• Written instruction:
Please output every line of the material as it stands, without the pictures.

⟨

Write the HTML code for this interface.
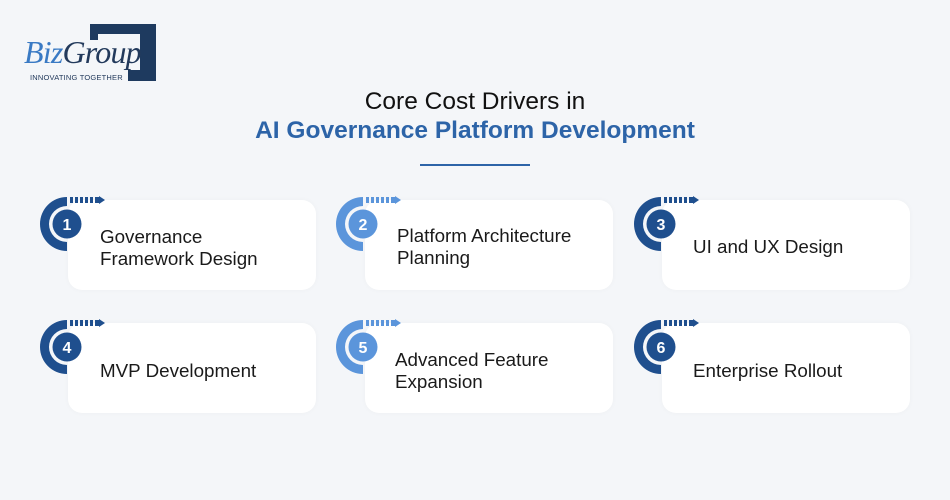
<!DOCTYPE html>
<html><head><meta charset="utf-8"><style>
*{margin:0;padding:0;box-sizing:border-box}
body{width:950px;height:500px;background:#f4f6f9;position:relative;overflow:hidden;font-family:"Liberation Sans",sans-serif}
.card{position:absolute;width:248px;height:90px;background:#fff;border-radius:14px;box-shadow:0 0 6px rgba(0,0,0,0.03)}
.t{position:absolute;font-size:18.8px;line-height:22px;color:#1a1a1a}
svg.b{position:absolute;overflow:visible}
.h1{position:absolute;top:88px;width:950px;text-align:center;font-size:24.5px;color:#111}
.h2{position:absolute;top:117px;width:950px;text-align:center;font-size:24.5px;font-weight:bold;color:#2d64a8}
</style></head><body>
<!-- logo -->
<div style="position:absolute;left:90px;top:24px;width:66px;height:10px;background:#1e3a5f"></div>
<div style="position:absolute;left:90px;top:24px;width:8px;height:16px;background:#1e3a5f"></div>
<div style="position:absolute;left:140px;top:24px;width:16px;height:57px;background:#1e3a5f"></div>
<div style="position:absolute;left:128px;top:70px;width:28px;height:11px;background:#1e3a5f"></div>
<div style="position:absolute;left:24px;top:34px;font-family:'Liberation Serif',serif;font-style:italic;font-size:32px;color:#233a5c;letter-spacing:-0.8px"><span style="color:#3a7ac4">Biz</span>Group</div>
<div style="position:absolute;left:30px;top:73px;font-size:7.5px;color:#233a5c;letter-spacing:0.2px">INNOVATING TOGETHER</div>

<div class="h1">Core Cost Drivers in</div>
<div class="h2">AI Governance Platform Development</div>
<div style="position:absolute;left:420px;top:164px;width:110px;height:2px;background:#2d64a8"></div>

<div class="card" style="left:68px;top:200px"></div>
<div class="card" style="left:365px;top:200px"></div>
<div class="card" style="left:662px;top:200px"></div>
<div class="card" style="left:68px;top:323px"></div>
<div class="card" style="left:365px;top:323px"></div>
<div class="card" style="left:662px;top:323px"></div>

<div class="t" style="left:100px;top:226px">Governance<br>Framework Design</div>
<div class="t" style="left:397px;top:225px">Platform Architecture<br>Planning</div>
<div class="t" style="left:693px;top:236px">UI and UX Design</div>
<div class="t" style="left:100px;top:360px">MVP Development</div>
<div class="t" style="left:395px;top:349px">Advanced Feature<br>Expansion</div>
<div class="t" style="left:693px;top:360px">Enterprise Rollout</div>

<svg width="0" height="0" style="position:absolute">
<defs>
<g id="bd">
<path d="M0,-27 A27,27 0 0 0 0,27 L0,18 A18,18 0 0 1 0,-18 Z"/>
<rect x="3" y="-27" width="3" height="6"/><rect x="8" y="-27" width="3" height="6"/><rect x="13" y="-27" width="3" height="6"/><rect x="18" y="-27" width="3" height="6"/><rect x="23" y="-27" width="3" height="6"/><rect x="28" y="-27" width="4" height="6"/>
<path d="M32,-28 L38,-24 L32,-20 Z"/>
<circle cx="0" cy="0" r="14.5"/>
</g></defs></svg>

<svg class="b" style="left:0;top:0" width="950" height="500">
<g fill="#1f4f8e">
<use href="#bd" transform="translate(67,224)"/>
<use href="#bd" transform="translate(661,224)"/>
<use href="#bd" transform="translate(67,347)"/>
<use href="#bd" transform="translate(661,347)"/>
</g>
<g fill="#5b95db">
<use href="#bd" transform="translate(363,224)"/>
<use href="#bd" transform="translate(363,347)"/>
</g>
<g fill="#fff" font-family="Liberation Sans,sans-serif" font-size="16" font-weight="bold" text-anchor="middle">
<text x="67" y="230">1</text><text x="363" y="230">2</text><text x="661" y="230">3</text>
<text x="67" y="353">4</text><text x="363" y="353">5</text><text x="661" y="353">6</text>
</g>
</svg>
</body></html>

⟩

• Answer to this task:
Write the HTML code for this interface.
<!DOCTYPE html>
<html><head><meta charset="utf-8"><style>
*{margin:0;padding:0;box-sizing:border-box}
body{width:950px;height:500px;background:#f4f6f9;position:relative;overflow:hidden;font-family:"Liberation Sans",sans-serif}
.card{position:absolute;width:248px;height:90px;background:#fff;border-radius:14px;box-shadow:0 0 6px rgba(0,0,0,0.03)}
.t{position:absolute;font-size:18.8px;line-height:22px;color:#1a1a1a}
svg.b{position:absolute;overflow:visible}
.h1{position:absolute;top:88px;width:950px;text-align:center;font-size:24.5px;color:#111}
.h2{position:absolute;top:117px;width:950px;text-align:center;font-size:24.5px;font-weight:bold;color:#2d64a8}
</style></head><body>
<!-- logo -->
<div style="position:absolute;left:90px;top:24px;width:66px;height:10px;background:#1e3a5f"></div>
<div style="position:absolute;left:90px;top:24px;width:8px;height:16px;background:#1e3a5f"></div>
<div style="position:absolute;left:140px;top:24px;width:16px;height:57px;background:#1e3a5f"></div>
<div style="position:absolute;left:128px;top:70px;width:28px;height:11px;background:#1e3a5f"></div>
<div style="position:absolute;left:24px;top:34px;font-family:'Liberation Serif',serif;font-style:italic;font-size:32px;color:#233a5c;letter-spacing:-0.8px"><span style="color:#3a7ac4">Biz</span>Group</div>
<div style="position:absolute;left:30px;top:73px;font-size:7.5px;color:#233a5c;letter-spacing:0.2px">INNOVATING TOGETHER</div>

<div class="h1">Core Cost Drivers in</div>
<div class="h2">AI Governance Platform Development</div>
<div style="position:absolute;left:420px;top:164px;width:110px;height:2px;background:#2d64a8"></div>

<div class="card" style="left:68px;top:200px"></div>
<div class="card" style="left:365px;top:200px"></div>
<div class="card" style="left:662px;top:200px"></div>
<div class="card" style="left:68px;top:323px"></div>
<div class="card" style="left:365px;top:323px"></div>
<div class="card" style="left:662px;top:323px"></div>

<div class="t" style="left:100px;top:226px">Governance<br>Framework Design</div>
<div class="t" style="left:397px;top:225px">Platform Architecture<br>Planning</div>
<div class="t" style="left:693px;top:236px">UI and UX Design</div>
<div class="t" style="left:100px;top:360px">MVP Development</div>
<div class="t" style="left:395px;top:349px">Advanced Feature<br>Expansion</div>
<div class="t" style="left:693px;top:360px">Enterprise Rollout</div>

<svg width="0" height="0" style="position:absolute">
<defs>
<g id="bd">
<path d="M0,-27 A27,27 0 0 0 0,27 L0,18 A18,18 0 0 1 0,-18 Z"/>
<rect x="3" y="-27" width="3" height="6"/><rect x="8" y="-27" width="3" height="6"/><rect x="13" y="-27" width="3" height="6"/><rect x="18" y="-27" width="3" height="6"/><rect x="23" y="-27" width="3" height="6"/><rect x="28" y="-27" width="4" height="6"/>
<path d="M32,-28 L38,-24 L32,-20 Z"/>
<circle cx="0" cy="0" r="14.5"/>
</g></defs></svg>

<svg class="b" style="left:0;top:0" width="950" height="500">
<g fill="#1f4f8e">
<use href="#bd" transform="translate(67,224)"/>
<use href="#bd" transform="translate(661,224)"/>
<use href="#bd" transform="translate(67,347)"/>
<use href="#bd" transform="translate(661,347)"/>
</g>
<g fill="#5b95db">
<use href="#bd" transform="translate(363,224)"/>
<use href="#bd" transform="translate(363,347)"/>
</g>
<g fill="#fff" font-family="Liberation Sans,sans-serif" font-size="16" font-weight="bold" text-anchor="middle">
<text x="67" y="230">1</text><text x="363" y="230">2</text><text x="661" y="230">3</text>
<text x="67" y="353">4</text><text x="363" y="353">5</text><text x="661" y="353">6</text>
</g>
</svg>
</body></html>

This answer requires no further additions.